Make sure you give them two options you would be okay with either way. If you know your children well and choose your options wisely, you can get them to go your route without demanding it.
Have you ever seen a parent pulling their screaming child from the playground or the toy store? Maybe you are more familiar with a meltdown when the TV is turned off?
Many studies indicate the success of using timers for younger children and those with special needs. If you deal with temper tantrums during transitions throughout your day, try a count-down (or warning) of what’s about to happen: “We’re leaving the park in 5 minutes…3 minutes….1 minute… Time to go.” This warning system allows them to say goodbye to friends, go down the slide one last time, etc.
My favorite device at home is the microwave timer. They respect the beep. It lets my kids know when it’s clean up time, how long they have left to play video games, or how long until dinner.
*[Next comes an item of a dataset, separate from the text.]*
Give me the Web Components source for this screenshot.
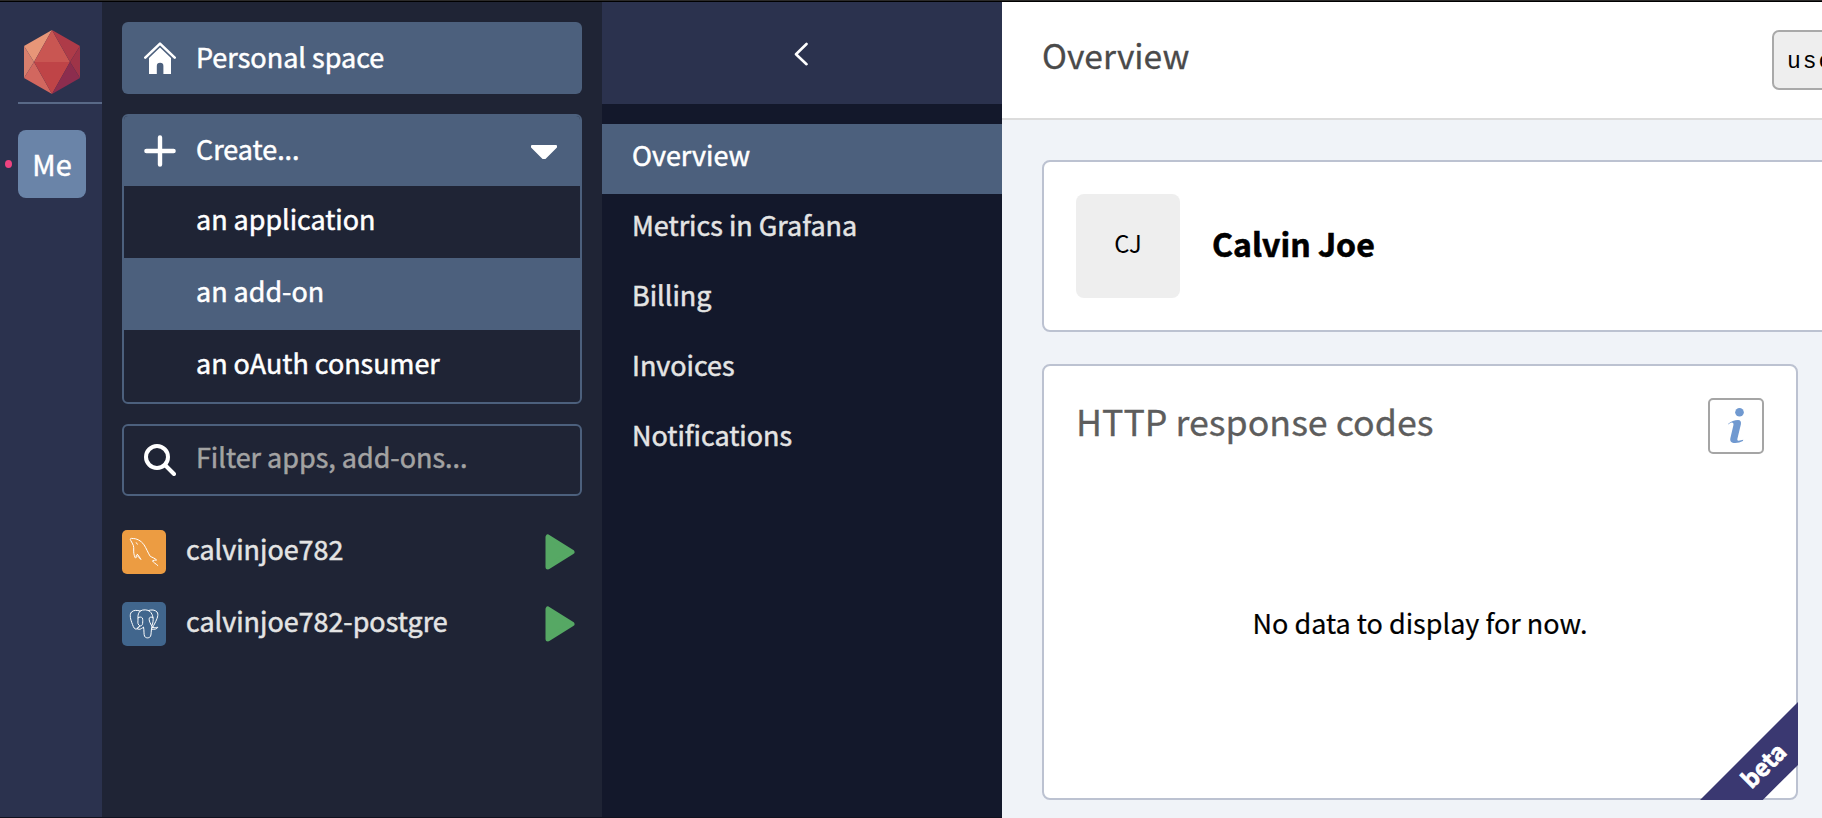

Telling a teen, “you have 30 more minutes to goof around on Facebook, Twitter, ___________,” also works better than walking in their room and telling them to cut everything off. Being that kind of parent will get you no “likes.”
They may not always do what you say, but they are always watching what you do. Telling a toddler not to hit and then spanking them for hitting is redundant. Telling a teen not to drink, but drinking a beer and/or wine every night sends a different message.
Believe it or not, in a recent survey, more than 80 percent of the teens surveyed looked up to their parents and enjoyed being around them. Nobody needs a survey to know how crazy younger children are about their parents. They are watching and admiring you and looking for clues. Act accordingly.
Implement these simple skills into your daily routine and watch yourself become a better happier parent. In return, you’ll soon see that you have much happier, healthier, well adjusted, and cooperative kids!